▶ _Available records_
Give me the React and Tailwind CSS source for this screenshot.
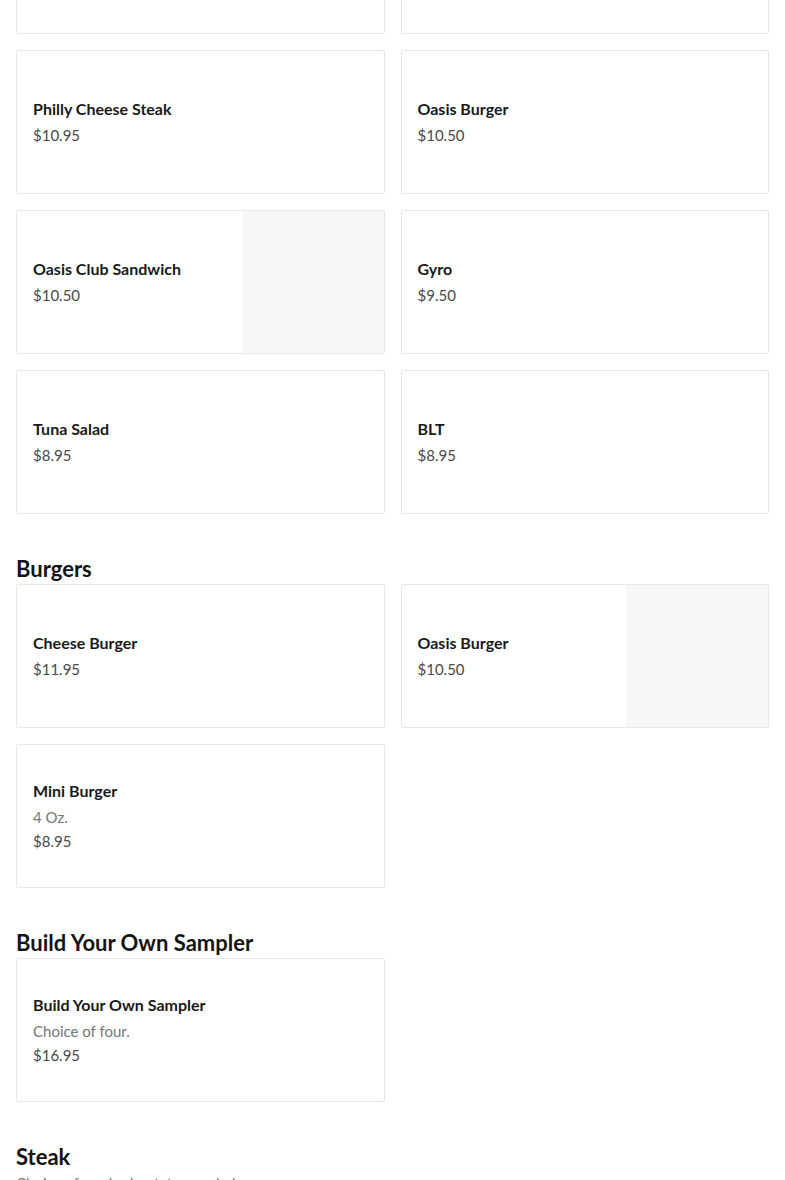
const sections = [
  {
    title: null,
    items: [
      { empty: true },
      { empty: true },
      { name: "Philly Cheese Steak", price: "$10.95" },
      { name: "Oasis Burger", price: "$10.50" },
      { name: "Oasis Club Sandwich", price: "$10.50", image: true },
      { name: "Gyro", price: "$9.50" },
      { name: "Tuna Salad", price: "$8.95" },
      { name: "BLT", price: "$8.95" },
    ],
  },
  {
    title: "Burgers",
    items: [
      { name: "Cheese Burger", price: "$11.95" },
      { name: "Oasis Burger", price: "$10.50", image: true },
      { name: "Mini Burger", desc: "4 Oz.", price: "$8.95" },
    ],
  },
  {
    title: "Build Your Own Sampler",
    items: [{ name: "Build Your Own Sampler", desc: "Choice of four.", price: "$16.95" }],
  },
  {
    title: "Steak",
    note: "Choice of mashed potato or salad.",
    items: [],
  },
];

function ItemCard({ item }) {
  return (
    <div className="flex h-[144px] overflow-hidden rounded-[2px] border border-[#e7e7e7] bg-white">
      {!item.empty && (
        <div className="flex flex-1 flex-col justify-center px-4">
          <h3 className="mb-[2px] text-[16px] font-bold leading-[24px] text-[#191919]">{item.name}</h3>
          {item.desc && <p className="text-[15px] leading-[24px] text-[#767676]">{item.desc}</p>}
          <p className="text-[15px] leading-[24px] text-[#494949]">{item.price}</p>
        </div>
      )}
      {item.image && <div className="w-[142px] shrink-0 bg-[#f7f7f7]" />}
    </div>
  );
}

export default function App() {
  return (
    <div className="h-[1180px] overflow-hidden bg-white font-['Lato',sans-serif]">
      <div className="mt-[-110px] px-4">
        {sections.map((section, i) => (
          <section key={i}>
            {section.title && (
              <h2 className="pt-[40px] text-[22px] font-bold leading-[30px] text-[#141414]">
                {section.title}
              </h2>
            )}
            {section.note && <p className="text-[15px] leading-[22px] text-[#767676]">{section.note}</p>}
            {section.items.length > 0 && (
              <div className="grid grid-cols-2 gap-4">
                {section.items.map((item, j) => (
                  <ItemCard key={j} item={item} />
                ))}
              </div>
            )}
          </section>
        ))}
      </div>
    </div>
  );
}
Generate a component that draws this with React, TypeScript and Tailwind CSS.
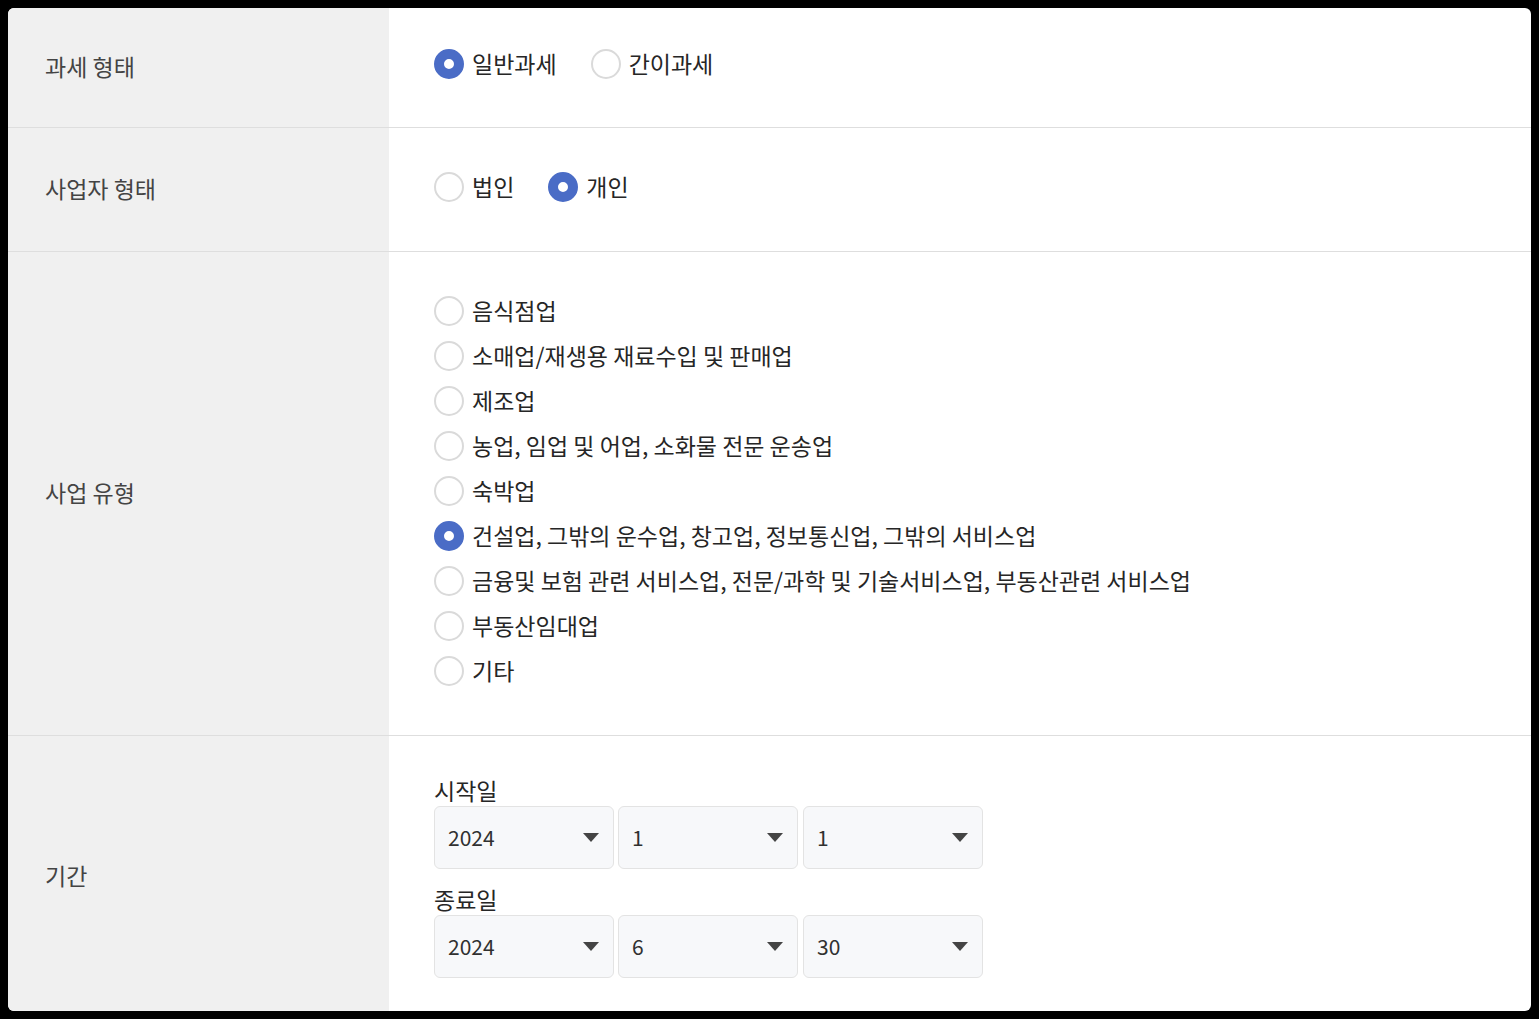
import React, { useState } from "react";

const font = { fontFamily: '"Noto Sans CJK KR", "Noto Sans", sans-serif' };

function Radio({ checked, label, onClick }: { checked: boolean; label: string; onClick: () => void }) {
  return (
    <label className="flex items-center h-[45px] cursor-pointer" onClick={onClick}>
      {checked ? (
        <span className="w-[30px] h-[30px] rounded-full border-[10px] border-[#4a6cc6] bg-white shrink-0" />
      ) : (
        <span className="w-[30px] h-[30px] rounded-full border-2 border-[#dadada] bg-white shrink-0" />
      )}
      <span className="ml-[8px] text-[23px] text-[#262626] leading-none">{label}</span>
    </label>
  );
}

function Row({ label, children }: { label: string; children: React.ReactNode }) {
  return (
    <div className="flex border-b border-[#dedede]">
      <div className="w-[381px] shrink-0 bg-[#f0f0f0] flex items-center pl-[37px] pb-[3px] text-[23px] text-[#444]">
        {label}
      </div>
      <div className="flex-1 pl-[45px]">{children}</div>
    </div>
  );
}

function Select({ value }: { value: string }) {
  return (
    <div className="w-[180px] h-[63px] rounded-[6px] border border-[#e3e3e3] bg-[#f7f8fa] flex items-center justify-between pl-[13px] pr-[14px]">
      <span className="text-[21px] text-[#303030]">{value}</span>
      <svg width="16" height="9" viewBox="0 0 16 9">
        <path d="M0 0 L16 0 L8 9 Z" fill="#444" />
      </svg>
    </div>
  );
}

export default function App() {
  const [tax, setTax] = useState("일반과세");
  const [biz, setBiz] = useState("개인");
  const [type, setType] = useState("건설업, 그밖의 운수업, 창고업, 정보통신업, 그밖의 서비스업");
  const types = [
    "음식점업",
    "소매업/재생용 재료수입 및 판매업",
    "제조업",
    "농업, 임업 및 어업, 소화물 전문 운송업",
    "숙박업",
    "건설업, 그밖의 운수업, 창고업, 정보통신업, 그밖의 서비스업",
    "금융및 보험 관련 서비스업, 전문/과학 및 기술서비스업, 부동산관련 서비스업",
    "부동산임대업",
    "기타",
  ];

  return (
    <div className="min-h-screen bg-black p-[8px]" style={font}>
      <div className="bg-white rounded-[6px] overflow-hidden h-[1003px] flex flex-col">
        <Row label="과세 형태">
          <div className="flex gap-[34px] pt-[33px] pb-[41px]">
            {["일반과세", "간이과세"].map((t) => (
              <Radio key={t} checked={tax === t} label={t} onClick={() => setTax(t)} />
            ))}
          </div>
        </Row>
        <Row label="사업자 형태">
          <div className="flex gap-[34px] pt-[36px] pb-[42px]">
            {["법인", "개인"].map((t) => (
              <Radio key={t} checked={biz === t} label={t} onClick={() => setBiz(t)} />
            ))}
          </div>
        </Row>
        <Row label="사업 유형">
          <div className="flex flex-col pt-[36px] pb-[42px]">
            {types.map((t) => (
              <Radio key={t} checked={type === t} label={t} onClick={() => setType(t)} />
            ))}
          </div>
        </Row>
        <div className="flex flex-1">
          <div className="w-[381px] shrink-0 bg-[#f0f0f0] flex items-center pl-[37px] pt-[4px] text-[23px] text-[#444]">
            기간
          </div>
          <div className="flex-1 pl-[45px] pt-[39px]">
            <div className="text-[23px] text-[#262626] h-[31px] leading-[31px]">시작일</div>
            <div className="flex gap-[4px]">
              <Select value="2024" />
              <Select value="1" />
              <div className="ml-px">
                <Select value="1" />
              </div>
            </div>
            <div className="text-[23px] text-[#262626] h-[31px] leading-[31px] mt-[15px]">종료일</div>
            <div className="flex gap-[4px]">
              <Select value="2024" />
              <Select value="6" />
              <div className="ml-px">
                <Select value="30" />
              </div>
            </div>
          </div>
        </div>
      </div>
    </div>
  );
}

▶ _Problem requirements_
Copy everything in the records above except the pictures, exactly as written.

▶ _Reply to the task_
Give me the React and Tailwind CSS source for this screenshot.
const sections = [
  {
    title: null,
    items: [
      { empty: true },
      { empty: true },
      { name: "Philly Cheese Steak", price: "$10.95" },
      { name: "Oasis Burger", price: "$10.50" },
      { name: "Oasis Club Sandwich", price: "$10.50", image: true },
      { name: "Gyro", price: "$9.50" },
      { name: "Tuna Salad", price: "$8.95" },
      { name: "BLT", price: "$8.95" },
    ],
  },
  {
    title: "Burgers",
    items: [
      { name: "Cheese Burger", price: "$11.95" },
      { name: "Oasis Burger", price: "$10.50", image: true },
      { name: "Mini Burger", desc: "4 Oz.", price: "$8.95" },
    ],
  },
  {
    title: "Build Your Own Sampler",
    items: [{ name: "Build Your Own Sampler", desc: "Choice of four.", price: "$16.95" }],
  },
  {
    title: "Steak",
    note: "Choice of mashed potato or salad.",
    items: [],
  },
];

function ItemCard({ item }) {
  return (
    <div className="flex h-[144px] overflow-hidden rounded-[2px] border border-[#e7e7e7] bg-white">
      {!item.empty && (
        <div className="flex flex-1 flex-col justify-center px-4">
          <h3 className="mb-[2px] text-[16px] font-bold leading-[24px] text-[#191919]">{item.name}</h3>
          {item.desc && <p className="text-[15px] leading-[24px] text-[#767676]">{item.desc}</p>}
          <p className="text-[15px] leading-[24px] text-[#494949]">{item.price}</p>
        </div>
      )}
      {item.image && <div className="w-[142px] shrink-0 bg-[#f7f7f7]" />}
    </div>
  );
}

export default function App() {
  return (
    <div className="h-[1180px] overflow-hidden bg-white font-['Lato',sans-serif]">
      <div className="mt-[-110px] px-4">
        {sections.map((section, i) => (
          <section key={i}>
            {section.title && (
              <h2 className="pt-[40px] text-[22px] font-bold leading-[30px] text-[#141414]">
                {section.title}
              </h2>
            )}
            {section.note && <p className="text-[15px] leading-[22px] text-[#767676]">{section.note}</p>}
            {section.items.length > 0 && (
              <div className="grid grid-cols-2 gap-4">
                {section.items.map((item, j) => (
                  <ItemCard key={j} item={item} />
                ))}
              </div>
            )}
          </section>
        ))}
      </div>
    </div>
  );
}
Generate a component that draws this with React, TypeScript and Tailwind CSS.
import React, { useState } from "react";

const font = { fontFamily: '"Noto Sans CJK KR", "Noto Sans", sans-serif' };

function Radio({ checked, label, onClick }: { checked: boolean; label: string; onClick: () => void }) {
  return (
    <label className="flex items-center h-[45px] cursor-pointer" onClick={onClick}>
      {checked ? (
        <span className="w-[30px] h-[30px] rounded-full border-[10px] border-[#4a6cc6] bg-white shrink-0" />
      ) : (
        <span className="w-[30px] h-[30px] rounded-full border-2 border-[#dadada] bg-white shrink-0" />
      )}
      <span className="ml-[8px] text-[23px] text-[#262626] leading-none">{label}</span>
    </label>
  );
}

function Row({ label, children }: { label: string; children: React.ReactNode }) {
  return (
    <div className="flex border-b border-[#dedede]">
      <div className="w-[381px] shrink-0 bg-[#f0f0f0] flex items-center pl-[37px] pb-[3px] text-[23px] text-[#444]">
        {label}
      </div>
      <div className="flex-1 pl-[45px]">{children}</div>
    </div>
  );
}

function Select({ value }: { value: string }) {
  return (
    <div className="w-[180px] h-[63px] rounded-[6px] border border-[#e3e3e3] bg-[#f7f8fa] flex items-center justify-between pl-[13px] pr-[14px]">
      <span className="text-[21px] text-[#303030]">{value}</span>
      <svg width="16" height="9" viewBox="0 0 16 9">
        <path d="M0 0 L16 0 L8 9 Z" fill="#444" />
      </svg>
    </div>
  );
}

export default function App() {
  const [tax, setTax] = useState("일반과세");
  const [biz, setBiz] = useState("개인");
  const [type, setType] = useState("건설업, 그밖의 운수업, 창고업, 정보통신업, 그밖의 서비스업");
  const types = [
    "음식점업",
    "소매업/재생용 재료수입 및 판매업",
    "제조업",
    "농업, 임업 및 어업, 소화물 전문 운송업",
    "숙박업",
    "건설업, 그밖의 운수업, 창고업, 정보통신업, 그밖의 서비스업",
    "금융및 보험 관련 서비스업, 전문/과학 및 기술서비스업, 부동산관련 서비스업",
    "부동산임대업",
    "기타",
  ];

  return (
    <div className="min-h-screen bg-black p-[8px]" style={font}>
      <div className="bg-white rounded-[6px] overflow-hidden h-[1003px] flex flex-col">
        <Row label="과세 형태">
          <div className="flex gap-[34px] pt-[33px] pb-[41px]">
            {["일반과세", "간이과세"].map((t) => (
              <Radio key={t} checked={tax === t} label={t} onClick={() => setTax(t)} />
            ))}
          </div>
        </Row>
        <Row label="사업자 형태">
          <div className="flex gap-[34px] pt-[36px] pb-[42px]">
            {["법인", "개인"].map((t) => (
              <Radio key={t} checked={biz === t} label={t} onClick={() => setBiz(t)} />
            ))}
          </div>
        </Row>
        <Row label="사업 유형">
          <div className="flex flex-col pt-[36px] pb-[42px]">
            {types.map((t) => (
              <Radio key={t} checked={type === t} label={t} onClick={() => setType(t)} />
            ))}
          </div>
        </Row>
        <div className="flex flex-1">
          <div className="w-[381px] shrink-0 bg-[#f0f0f0] flex items-center pl-[37px] pt-[4px] text-[23px] text-[#444]">
            기간
          </div>
          <div className="flex-1 pl-[45px] pt-[39px]">
            <div className="text-[23px] text-[#262626] h-[31px] leading-[31px]">시작일</div>
            <div className="flex gap-[4px]">
              <Select value="2024" />
              <Select value="1" />
              <div className="ml-px">
                <Select value="1" />
              </div>
            </div>
            <div className="text-[23px] text-[#262626] h-[31px] leading-[31px] mt-[15px]">종료일</div>
            <div className="flex gap-[4px]">
              <Select value="2024" />
              <Select value="6" />
              <div className="ml-px">
                <Select value="30" />
              </div>
            </div>
          </div>
        </div>
      </div>
    </div>
  );
}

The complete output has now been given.